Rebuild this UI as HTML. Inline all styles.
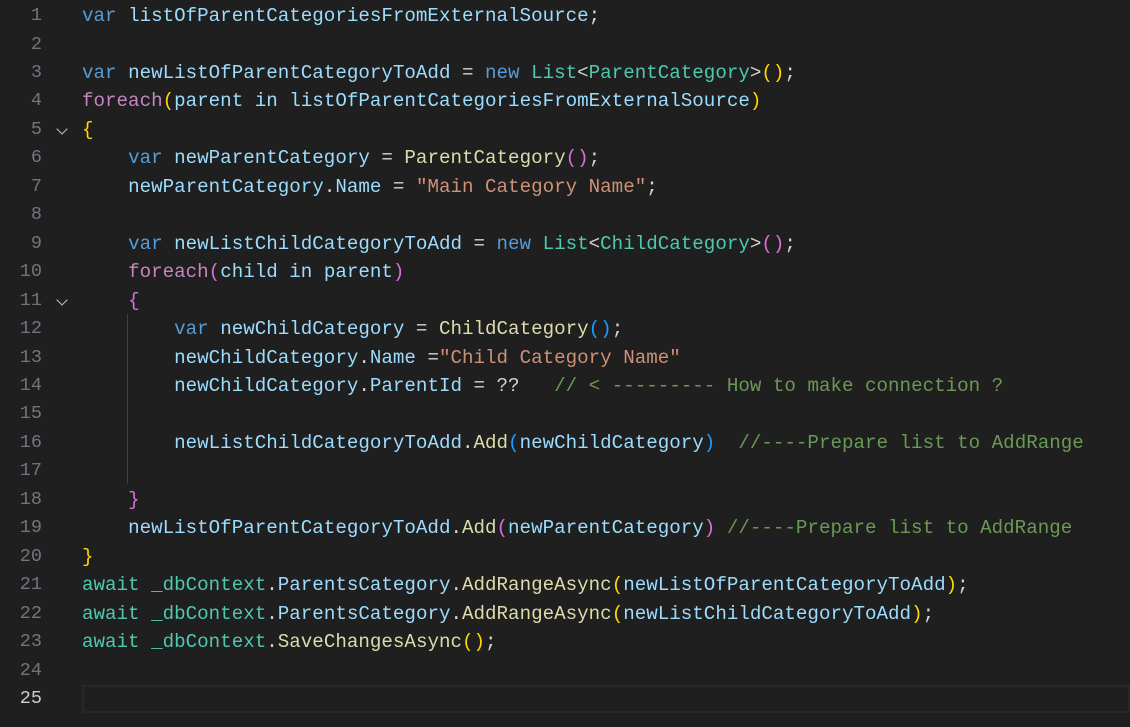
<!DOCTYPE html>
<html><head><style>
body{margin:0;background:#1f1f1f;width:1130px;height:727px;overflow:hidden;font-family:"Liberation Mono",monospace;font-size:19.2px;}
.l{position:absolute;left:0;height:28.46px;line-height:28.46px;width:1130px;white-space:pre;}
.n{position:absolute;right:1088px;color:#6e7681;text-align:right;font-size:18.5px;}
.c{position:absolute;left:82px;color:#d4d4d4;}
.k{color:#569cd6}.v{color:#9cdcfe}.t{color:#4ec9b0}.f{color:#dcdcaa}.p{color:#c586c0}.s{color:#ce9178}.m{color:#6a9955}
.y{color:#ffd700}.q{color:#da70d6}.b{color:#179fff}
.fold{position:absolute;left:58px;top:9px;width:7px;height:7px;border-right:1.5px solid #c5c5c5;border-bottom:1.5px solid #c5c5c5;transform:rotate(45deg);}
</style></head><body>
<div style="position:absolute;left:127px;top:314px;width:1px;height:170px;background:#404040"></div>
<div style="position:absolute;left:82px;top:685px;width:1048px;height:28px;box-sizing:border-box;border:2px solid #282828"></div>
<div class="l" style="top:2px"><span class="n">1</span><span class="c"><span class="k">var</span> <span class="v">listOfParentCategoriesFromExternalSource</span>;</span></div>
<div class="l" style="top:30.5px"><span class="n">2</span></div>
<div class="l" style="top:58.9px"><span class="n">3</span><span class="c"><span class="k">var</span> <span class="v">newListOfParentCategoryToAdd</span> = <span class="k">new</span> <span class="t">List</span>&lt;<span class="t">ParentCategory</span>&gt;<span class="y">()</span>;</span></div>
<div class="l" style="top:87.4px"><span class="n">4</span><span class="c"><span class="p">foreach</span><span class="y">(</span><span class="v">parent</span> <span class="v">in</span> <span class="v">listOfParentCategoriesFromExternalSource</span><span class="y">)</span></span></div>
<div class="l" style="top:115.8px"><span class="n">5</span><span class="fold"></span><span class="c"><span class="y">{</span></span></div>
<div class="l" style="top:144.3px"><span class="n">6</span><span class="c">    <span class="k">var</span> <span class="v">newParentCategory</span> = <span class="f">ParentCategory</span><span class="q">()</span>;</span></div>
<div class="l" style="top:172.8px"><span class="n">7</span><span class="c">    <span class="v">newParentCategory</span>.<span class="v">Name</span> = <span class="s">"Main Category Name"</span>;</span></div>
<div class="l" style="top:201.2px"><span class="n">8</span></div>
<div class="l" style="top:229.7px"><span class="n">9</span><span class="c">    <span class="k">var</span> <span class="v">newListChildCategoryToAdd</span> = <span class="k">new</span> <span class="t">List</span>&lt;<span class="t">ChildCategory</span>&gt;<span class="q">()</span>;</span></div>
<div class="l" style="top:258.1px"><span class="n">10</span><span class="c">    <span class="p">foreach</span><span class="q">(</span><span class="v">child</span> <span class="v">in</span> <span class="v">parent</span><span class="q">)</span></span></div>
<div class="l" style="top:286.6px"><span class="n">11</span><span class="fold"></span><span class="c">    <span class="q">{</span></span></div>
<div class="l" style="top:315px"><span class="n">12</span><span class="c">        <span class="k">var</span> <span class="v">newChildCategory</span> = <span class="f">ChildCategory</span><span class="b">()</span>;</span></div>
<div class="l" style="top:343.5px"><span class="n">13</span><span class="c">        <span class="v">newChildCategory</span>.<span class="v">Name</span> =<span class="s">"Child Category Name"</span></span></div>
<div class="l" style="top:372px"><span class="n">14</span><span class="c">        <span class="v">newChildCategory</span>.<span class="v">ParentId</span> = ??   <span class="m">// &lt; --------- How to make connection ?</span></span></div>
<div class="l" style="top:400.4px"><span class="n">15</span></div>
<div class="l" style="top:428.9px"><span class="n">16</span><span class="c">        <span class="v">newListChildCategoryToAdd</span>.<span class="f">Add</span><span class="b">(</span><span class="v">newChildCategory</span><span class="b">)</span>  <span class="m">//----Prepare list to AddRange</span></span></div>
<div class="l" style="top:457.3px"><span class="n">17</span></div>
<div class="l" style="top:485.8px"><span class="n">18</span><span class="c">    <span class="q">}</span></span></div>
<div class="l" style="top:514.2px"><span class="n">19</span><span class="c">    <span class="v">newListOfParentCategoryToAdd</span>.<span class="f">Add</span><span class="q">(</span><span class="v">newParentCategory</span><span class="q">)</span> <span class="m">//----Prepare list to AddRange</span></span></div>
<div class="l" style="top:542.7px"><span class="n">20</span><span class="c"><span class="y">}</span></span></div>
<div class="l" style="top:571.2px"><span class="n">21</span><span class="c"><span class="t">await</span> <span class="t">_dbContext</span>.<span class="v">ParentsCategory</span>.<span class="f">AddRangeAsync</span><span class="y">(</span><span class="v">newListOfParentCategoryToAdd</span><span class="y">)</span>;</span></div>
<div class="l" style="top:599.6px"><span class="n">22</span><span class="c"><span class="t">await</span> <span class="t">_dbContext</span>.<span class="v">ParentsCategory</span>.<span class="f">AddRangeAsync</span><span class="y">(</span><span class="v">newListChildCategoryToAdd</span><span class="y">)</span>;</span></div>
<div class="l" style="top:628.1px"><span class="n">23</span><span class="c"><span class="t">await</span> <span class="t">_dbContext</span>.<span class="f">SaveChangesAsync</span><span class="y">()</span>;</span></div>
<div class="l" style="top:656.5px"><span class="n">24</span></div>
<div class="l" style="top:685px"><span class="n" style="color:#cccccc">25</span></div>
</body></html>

WRITTEN REQUEST:
Set down the material exactly, every line of it, except for the pictures.

PROBLEM SOLUTION:
Rebuild this UI as HTML. Inline all styles.
<!DOCTYPE html>
<html><head><style>
body{margin:0;background:#1f1f1f;width:1130px;height:727px;overflow:hidden;font-family:"Liberation Mono",monospace;font-size:19.2px;}
.l{position:absolute;left:0;height:28.46px;line-height:28.46px;width:1130px;white-space:pre;}
.n{position:absolute;right:1088px;color:#6e7681;text-align:right;font-size:18.5px;}
.c{position:absolute;left:82px;color:#d4d4d4;}
.k{color:#569cd6}.v{color:#9cdcfe}.t{color:#4ec9b0}.f{color:#dcdcaa}.p{color:#c586c0}.s{color:#ce9178}.m{color:#6a9955}
.y{color:#ffd700}.q{color:#da70d6}.b{color:#179fff}
.fold{position:absolute;left:58px;top:9px;width:7px;height:7px;border-right:1.5px solid #c5c5c5;border-bottom:1.5px solid #c5c5c5;transform:rotate(45deg);}
</style></head><body>
<div style="position:absolute;left:127px;top:314px;width:1px;height:170px;background:#404040"></div>
<div style="position:absolute;left:82px;top:685px;width:1048px;height:28px;box-sizing:border-box;border:2px solid #282828"></div>
<div class="l" style="top:2px"><span class="n">1</span><span class="c"><span class="k">var</span> <span class="v">listOfParentCategoriesFromExternalSource</span>;</span></div>
<div class="l" style="top:30.5px"><span class="n">2</span></div>
<div class="l" style="top:58.9px"><span class="n">3</span><span class="c"><span class="k">var</span> <span class="v">newListOfParentCategoryToAdd</span> = <span class="k">new</span> <span class="t">List</span>&lt;<span class="t">ParentCategory</span>&gt;<span class="y">()</span>;</span></div>
<div class="l" style="top:87.4px"><span class="n">4</span><span class="c"><span class="p">foreach</span><span class="y">(</span><span class="v">parent</span> <span class="v">in</span> <span class="v">listOfParentCategoriesFromExternalSource</span><span class="y">)</span></span></div>
<div class="l" style="top:115.8px"><span class="n">5</span><span class="fold"></span><span class="c"><span class="y">{</span></span></div>
<div class="l" style="top:144.3px"><span class="n">6</span><span class="c">    <span class="k">var</span> <span class="v">newParentCategory</span> = <span class="f">ParentCategory</span><span class="q">()</span>;</span></div>
<div class="l" style="top:172.8px"><span class="n">7</span><span class="c">    <span class="v">newParentCategory</span>.<span class="v">Name</span> = <span class="s">"Main Category Name"</span>;</span></div>
<div class="l" style="top:201.2px"><span class="n">8</span></div>
<div class="l" style="top:229.7px"><span class="n">9</span><span class="c">    <span class="k">var</span> <span class="v">newListChildCategoryToAdd</span> = <span class="k">new</span> <span class="t">List</span>&lt;<span class="t">ChildCategory</span>&gt;<span class="q">()</span>;</span></div>
<div class="l" style="top:258.1px"><span class="n">10</span><span class="c">    <span class="p">foreach</span><span class="q">(</span><span class="v">child</span> <span class="v">in</span> <span class="v">parent</span><span class="q">)</span></span></div>
<div class="l" style="top:286.6px"><span class="n">11</span><span class="fold"></span><span class="c">    <span class="q">{</span></span></div>
<div class="l" style="top:315px"><span class="n">12</span><span class="c">        <span class="k">var</span> <span class="v">newChildCategory</span> = <span class="f">ChildCategory</span><span class="b">()</span>;</span></div>
<div class="l" style="top:343.5px"><span class="n">13</span><span class="c">        <span class="v">newChildCategory</span>.<span class="v">Name</span> =<span class="s">"Child Category Name"</span></span></div>
<div class="l" style="top:372px"><span class="n">14</span><span class="c">        <span class="v">newChildCategory</span>.<span class="v">ParentId</span> = ??   <span class="m">// &lt; --------- How to make connection ?</span></span></div>
<div class="l" style="top:400.4px"><span class="n">15</span></div>
<div class="l" style="top:428.9px"><span class="n">16</span><span class="c">        <span class="v">newListChildCategoryToAdd</span>.<span class="f">Add</span><span class="b">(</span><span class="v">newChildCategory</span><span class="b">)</span>  <span class="m">//----Prepare list to AddRange</span></span></div>
<div class="l" style="top:457.3px"><span class="n">17</span></div>
<div class="l" style="top:485.8px"><span class="n">18</span><span class="c">    <span class="q">}</span></span></div>
<div class="l" style="top:514.2px"><span class="n">19</span><span class="c">    <span class="v">newListOfParentCategoryToAdd</span>.<span class="f">Add</span><span class="q">(</span><span class="v">newParentCategory</span><span class="q">)</span> <span class="m">//----Prepare list to AddRange</span></span></div>
<div class="l" style="top:542.7px"><span class="n">20</span><span class="c"><span class="y">}</span></span></div>
<div class="l" style="top:571.2px"><span class="n">21</span><span class="c"><span class="t">await</span> <span class="t">_dbContext</span>.<span class="v">ParentsCategory</span>.<span class="f">AddRangeAsync</span><span class="y">(</span><span class="v">newListOfParentCategoryToAdd</span><span class="y">)</span>;</span></div>
<div class="l" style="top:599.6px"><span class="n">22</span><span class="c"><span class="t">await</span> <span class="t">_dbContext</span>.<span class="v">ParentsCategory</span>.<span class="f">AddRangeAsync</span><span class="y">(</span><span class="v">newListChildCategoryToAdd</span><span class="y">)</span>;</span></div>
<div class="l" style="top:628.1px"><span class="n">23</span><span class="c"><span class="t">await</span> <span class="t">_dbContext</span>.<span class="f">SaveChangesAsync</span><span class="y">()</span>;</span></div>
<div class="l" style="top:656.5px"><span class="n">24</span></div>
<div class="l" style="top:685px"><span class="n" style="color:#cccccc">25</span></div>
</body></html>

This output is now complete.